Super El Niño: The Yield Curve’s Hero or Inflation’s Villain?
Could climate change become a structural source of inflation?

El Niño is the natural periodic warming of the Pacific Ocean, a phenomenon that raises ocean surface temperatures and drives extreme weather conditions. This time, there is a rarer catastrophe approaching, a ‘super’ El Niño, with sea surface temperatures expected to rise by 2.0°C (3.6°F) or more above historical averages.
Historically, agricultural yields tend to decline as crops are destroyed through extreme weather conditions, triggering inflation and widespread food shortages. 2023/24 illustrated this dynamic, elevated food prices driven by post-COVID supply constraints and the Russia-Ukraine energy shock further compressed economic growth, raising fiscal expenditures and leaving sovereign issuers with higher debt-to-GDP ratios. Those balance sheets have not yet fully recovered.
For bond markets, ‘super’ El Niño is not simply a commodity price story, but a stress test to yield curves that are already under pressure and sovereigns already stretched. The question is not if this shock will move yields, but in which direction, on which part of the curve, and whether traditional mechanisms may still take their course.
Bearish for Bonds
The inflation transmission is relatively direct. Disrupted agricultural production in key exporting regions pushes wheat, corn, soybeans, and soft commodities higher. Food inflation feeds into headline CPI and central banks respond by delaying rate cuts. Higher rate expectations then steepen the curve, pushing yields higher in the front end whilst increasing the inflation risk premium.
The fiscal channel compounds this. The cost of disaster relief, infrastructure rebuilding, agricultural subsidies and emergency imports all contribute to larger fiscal deficits, and by extension, greater sovereign issuance. This lands on a US long end already absorbing significant supply from QT, and uncomfortably high debt-to-GDP levels. For emerging markets such as Brazil, Indonesia and the Philippines, the fiscal pressure is more acute, with sovereign spreads widening on fundamentals and increased risk premiums.
Bullish for Bonds
The counterargument here is as follows: a food and energy shock compresses real output, weakens business confidence and slows GDP. The traditional market reflex is to buy duration, and the flight-to-quality bid for treasuries is real. 2026, however, deserves scrutiny that was not required in 2008 or 2020. Today’s starting point is characterised by persistent inflation, elevated sovereign issuance and central banks still undergoing quantitative tightening, which could mean that the negative correlation typically seen between risk sentiment and bond yields may be less stable than in previous cycles.
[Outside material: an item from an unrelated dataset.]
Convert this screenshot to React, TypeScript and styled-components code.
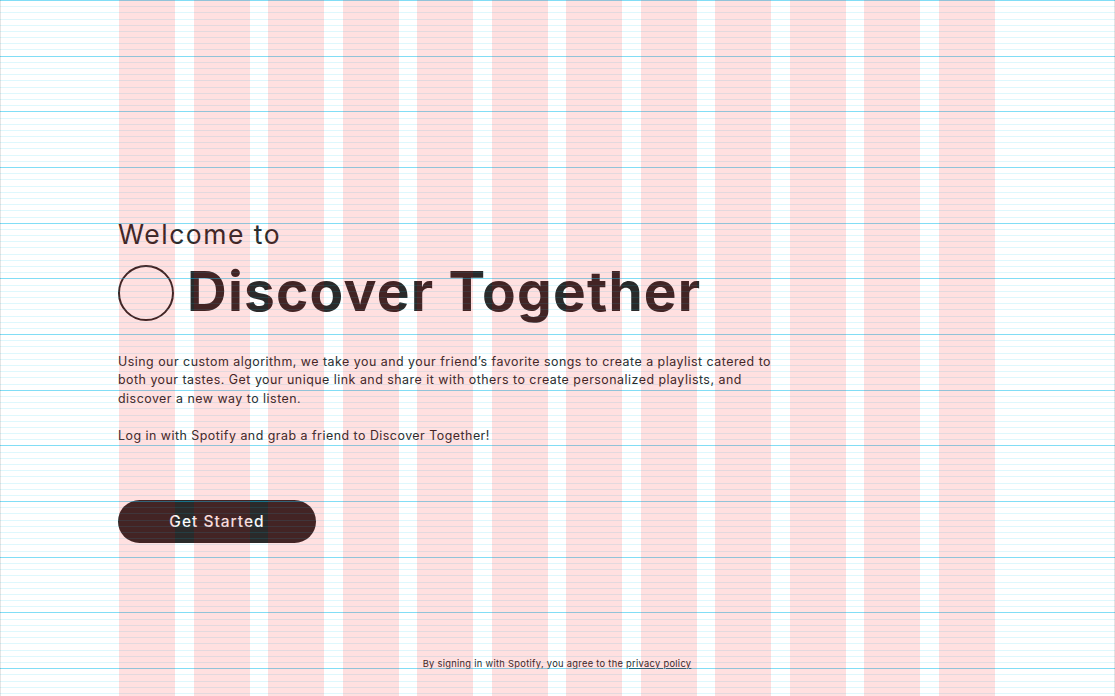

Whilst a ‘super’ El Niño may trigger a flight-to-quality bid, its more lasting impact may be felt on the long end of the term premium embedded in the US treasuries, and on the assumption held perhaps too comfortably that stress and safe-haven are the same thing. In this environment, climate shocks are not purely growth disruptors, but catalysts that reshape inflation expectations, fiscal trajectories and long-run bond yields.
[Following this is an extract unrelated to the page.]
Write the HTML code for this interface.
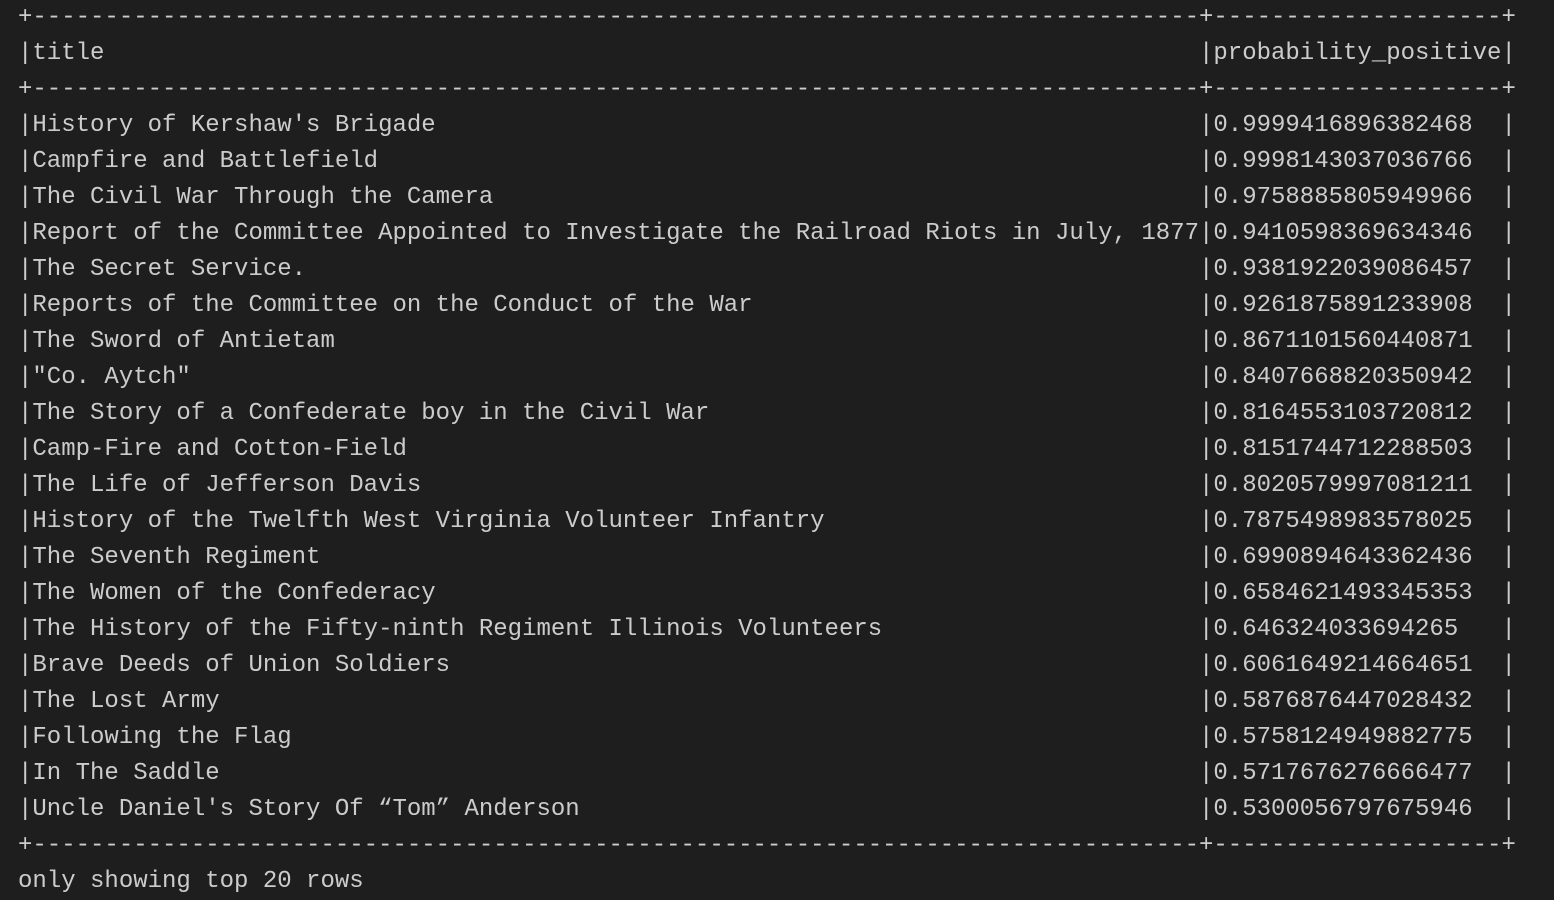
<!DOCTYPE html>
<html><head><meta charset="utf-8"><style>
html,body{margin:0;padding:0;background:#1e1e1e;width:1554px;height:872px;overflow:hidden}
.t{position:absolute;left:18px;top:0px;font-family:"Liberation Mono",monospace;font-size:24px;line-height:36px;color:#cccccc;white-space:pre}
.c1{display:inline-block;width:81ch;overflow:hidden;vertical-align:top}
.c2{display:inline-block;width:20ch;vertical-align:top}
</style></head><body><div class="t" id="t"></div>
<script>
var rows=[["History of Kershaw's Brigade","0.9999416896382468"],
["Campfire and Battlefield","0.9998143037036766"],
["The Civil War Through the Camera","0.9758885805949966"],
["Report of the Committee Appointed to Investigate the Railroad Riots in July, 1877","0.9410598369634346"],
["The Secret Service.","0.9381922039086457"],
["Reports of the Committee on the Conduct of the War","0.9261875891233908"],
["The Sword of Antietam","0.8671101560440871"],
["\"Co. Aytch\"","0.8407668820350942"],
["The Story of a Confederate boy in the Civil War","0.8164553103720812"],
["Camp-Fire and Cotton-Field","0.8151744712288503"],
["The Life of Jefferson Davis","0.8020579997081211"],
["History of the Twelfth West Virginia Volunteer Infantry","0.7875498983578025"],
["The Seventh Regiment","0.6990894643362436"],
["The Women of the Confederacy","0.6584621493345353"],
["The History of the Fifty-ninth Regiment Illinois Volunteers","0.646324033694265"],
["Brave Deeds of Union Soldiers","0.6061649214664651"],
["The Lost Army","0.5876876447028432"],
["Following the Flag","0.5758124949882775"],
["In The Saddle","0.5717676276666477"],
["Uncle Daniel's Story Of \u201cTom\u201d Anderson","0.5300056797675946"]];
function esc(s){return s.replace(/&/g,"&amp;").replace(/</g,"&lt;")}
var sep="+"+"-".repeat(81)+"+"+"-".repeat(20)+"+";
function row(a,b){return "|<span class=c1>"+esc(a)+"</span>|<span class=c2>"+esc(b)+"</span>|"}
var h=[sep,row("title","probability_positive"),sep];
rows.forEach(function(r){h.push(row(r[0],r[1]))});
h.push(sep);h.push("only showing top 20 rows");
document.getElementById("t").innerHTML=h.join("\n");
</script></body></html>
The overall impact of the ‘super’ El Niño shock shall depend on policy response. If governments respond with sustained expansionary fiscal policy and central banks accommodate rising price pressures with easing, the groundwork for an inflationary environment is laid. Conversely, in maintaining restrictive conditions, bond yields would fall. Either way, one thing is clear: climate-driven shocks are increasingly relevant not only for commodity markets but for the pricing of sovereign debt itself.